"I have often been in a position where I want God to deal with something in me but I'm a bit frightened it will hurt and yet it doesn't. God deals with it gently and lovingly. So the next time I come to a place where I need healing (or correction) I 'bravely' tell God I want it dealt with, even if it hurts, and it does!"
Regarding 'inner' healing, I have many times over my Christian experience found myself facing attitudes and behaviours that I had come to realise were contrary to my Christian witness and were damaging my walk and relationship with God (and many others besides). Accordingly I would find myself asking God to deal with this area and there were times when attached to the behaviour or thought life were a number of painful memories. Sometimes there were hurts that had been inflicted upon me (intentionally and unintentionally) and perhaps failing and failures that were painful to even recall.

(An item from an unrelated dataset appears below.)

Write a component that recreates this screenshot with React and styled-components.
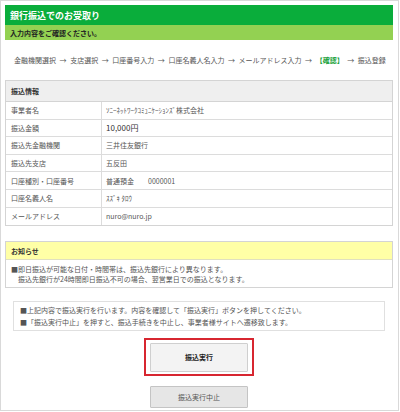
import styled, { createGlobalStyle } from "styled-components";

const GlobalStyle = createGlobalStyle`
  html, body {
    margin: 0;
    padding: 0;
    background: #fff;
  }
  body {
    font-family: "Noto Sans CJK JP", "Noto Sans", sans-serif;
    color: #444;
  }
`;

const rows = [
  ["事業者名", "ｿﾆｰﾈｯﾄﾜｰｸｺﾐｭﾆｹｰｼｮﾝｽﾞ株式会社"],
  ["振込金額", "10,000円", true],
  ["振込先金融機関", "三井住友銀行"],
  ["振込先支店", "五反田"],
  ["口座種別・口座番号", "普通預金　　0000001"],
  ["口座名義人名", "ｽｽﾞｷ ﾀﾛｳ"],
  ["メールアドレス", "nuro@nuro.jp"],
];

const App = () => {
  return (
    <>
      <GlobalStyle />
      <Frame>
        <Title>銀行振込でのお受取り</Title>
        <SubTitle>入力内容をご確認ください。</SubTitle>

        <Steps>
          金融機関選択 → 支店選択 → 口座番号入力 → 口座名義人名入力 →
          メールアドレス入力 → <Current>【確認】</Current> → 振込登録
        </Steps>

        <InfoTable>
          <TableHead>振込情報</TableHead>
          {rows.map(([label, value, strong]) => (
            <Row key={label}>
              <Label>{label}</Label>
              <Value $strong={strong}>{value}</Value>
            </Row>
          ))}
        </InfoTable>

        <Notice>
          <NoticeHead>お知らせ</NoticeHead>
          <NoticeBody>
            <p>■即日振込が可能な日付・時間帯は、振込先銀行により異なります。</p>
            <p>　振込先銀行が24時間即日振込不可の場合、翌営業日での振込となります。</p>
          </NoticeBody>
        </Notice>

        <Notes>
          <p>■上記内容で振込実行を行います。内容を確認して「振込実行」ボタンを押してください。</p>
          <p>■「振込実行中止」を押すと、振込手続きを中止し、事業者様サイトへ遷移致します。</p>
        </Notes>

        <Actions>
          <Highlight>
            <Button $primary>振込実行</Button>
          </Highlight>
          <Button>振込実行中止</Button>
        </Actions>
      </Frame>
    </>
  );
};

const Frame = styled.div`
  box-sizing: border-box;
  width: 399px;
  height: 411px;
  border: 1px solid #d9d9d9;
  padding: 4px 5px 0 4px;
  display: flex;
  flex-direction: column;
`;

const Title = styled.div`
  height: 20px;
  background: #0aad3b;
  color: #fff;
  font-size: 9px;
  font-weight: bold;
  display: flex;
  align-items: center;
  padding-left: 5px;
`;

const SubTitle = styled.div`
  height: 15px;
  background: #93d152;
  color: #222;
  font-size: 7px;
  font-weight: bold;
  display: flex;
  align-items: center;
  padding-left: 5px;
`;

const Steps = styled.div`
  height: 40px;
  display: flex;
  align-items: center;
  padding-left: 9px;
  font-size: 7px;
  color: #555;
  white-space: pre;
  word-spacing: 2px;
`;

const Current = styled.span`
  color: #1aa23c;
  font-weight: bold;
`;

const InfoTable = styled.div`
  border: 1px solid #d4d4d4;
  display: flex;
  flex-direction: column;
`;

const TableHead = styled.div`
  height: 20px;
  background: #efefef;
  border-bottom: 1px solid #d4d4d4;
  font-size: 7px;
  font-weight: bold;
  color: #333;
  display: flex;
  align-items: center;
  padding-left: 5px;
`;

const Row = styled.div`
  display: grid;
  grid-template-columns: 96px 1fr;
  height: 17.6px;
  border-bottom: 1px solid #dcdcdc;
  box-sizing: border-box;

  &:last-child {
    border-bottom: none;
  }
`;

const Label = styled.div`
  border-right: 1px solid #dcdcdc;
  font-size: 7px;
  color: #555;
  display: flex;
  align-items: center;
  padding-left: 5px;
`;

const Value = styled.div`
  font-size: ${(p) => (p.$strong ? "8px" : "7px")};
  color: ${(p) => (p.$strong ? "#333" : "#555")};
  display: flex;
  align-items: center;
  padding-left: 4px;
  white-space: pre;
`;

const Notice = styled.div`
  margin-top: 15px;
  border: 1px solid #d4d4d4;
`;

const NoticeHead = styled.div`
  height: 17px;
  background: #ffffa6;
  border-bottom: 1px solid #e0e0c0;
  font-size: 7px;
  font-weight: bold;
  color: #333;
  display: flex;
  align-items: center;
  padding-left: 5px;
`;

const NoticeBody = styled.div`
  height: 27px;
  display: flex;
  flex-direction: column;
  justify-content: center;
  padding-left: 5px;
  font-size: 7px;
  color: #555;

  p {
    margin: 0;
    line-height: 10px;
  }
`;

const Notes = styled.div`
  margin: 13px 8px 0 8px;
  height: 30px;
  box-sizing: border-box;
  border: 1px solid #e0e0e0;
  display: flex;
  flex-direction: column;
  justify-content: center;
  padding-left: 6px;
  font-size: 7px;
  color: #555;

  p {
    margin: 0;
    line-height: 12px;
  }
`;

const Actions = styled.div`
  margin-top: 7px;
  display: flex;
  flex-direction: column;
  align-items: center;
  gap: 10px;
`;

const Highlight = styled.div`
  box-sizing: border-box;
  width: 110px;
  height: 38px;
  border: 2px solid #d72630;
  display: flex;
  align-items: center;
  justify-content: center;
`;

const Button = styled.button`
  box-sizing: border-box;
  width: 98px;
  height: ${(p) => (p.$primary ? "29px" : "22px")};
  background: ${(p) => (p.$primary ? "#f3f3f3" : "#e6e6e6")};
  border: 1px solid ${(p) => (p.$primary ? "#cfcfcf" : "#c4c4c4")};
  border-radius: 1px;
  font-family: inherit;
  font-size: 7px;
  font-weight: ${(p) => (p.$primary ? "bold" : "normal")};
  color: ${(p) => (p.$primary ? "#222" : "#555")};
  padding: 0;
  cursor: pointer;
`;

export default App;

There would be times when I was aware of the pain associated with certain areas. It was real pain and it was felt by just thinking about it so the prospect of praying about it, repenting of my acts and forgiving others was quite frightening and painful in prospect. Yet, when I dealt with these areas, time and time again I found that God brought me to a place of forgiveness (for self as well as others), repentance and healing and the experience was not at all painful and the reality releasing and joyful.
Paradoxically, when dealing with something that I knew needed attention but was something that I felt was less painful, I would pray and tell God that I realised that I had that certain flaw or failing in my life and that it needed dealing with. Never thinking it was going to be that painful I would enter into the praying feeling that the is would be a walk in the park and when I'd prayed that I wanted it dealt with, regardless of the pain (wink, wink - this isn't going to hurt), it more often than not blinking well did. I'd find things attached to the perhaps more trivial area that really caused me pain and repentance!
I realised that when I was totally committed and engaged regardless, God honoured that and dealt with it painlessly (well pretty painlessly), but when I gave Him permission thinking it wouldn't hurt (so I looked good and spiritual), He took me at my word.
Think it's a lesson about integrity, genuine attitudes and God really. Go for it - get it. Posture a bit and feel the heat on the way to getting it. Seems you just can't con God!
Hope this makes sense and helps to clarify the original words.
4 comments:
Thanks. You are making sense. Quite a lot of sense.
Must be the new medication :)
I found your post to be very relevant to my situation. Getting up the courage to pull things out and air them can be difficult - easier to try to forget them or pretend they don't matter!
Conscience catches up - that small nagging voice which Secularist do not believe in - naggs away, until you do something about it.
A wise priest provided the help I needed to resolve issues (not a "Shrink". Good job that God has provided them for us.
Vic, the one you're taking... or the one I'm taking?
UKViewer, happened to me too.
Thanks, Vic (wise priest).
I wish this was more widely known, that Christian discipleship is about a dynamic living relationship, not just professing faith in a few facts and not going the journey that it involves.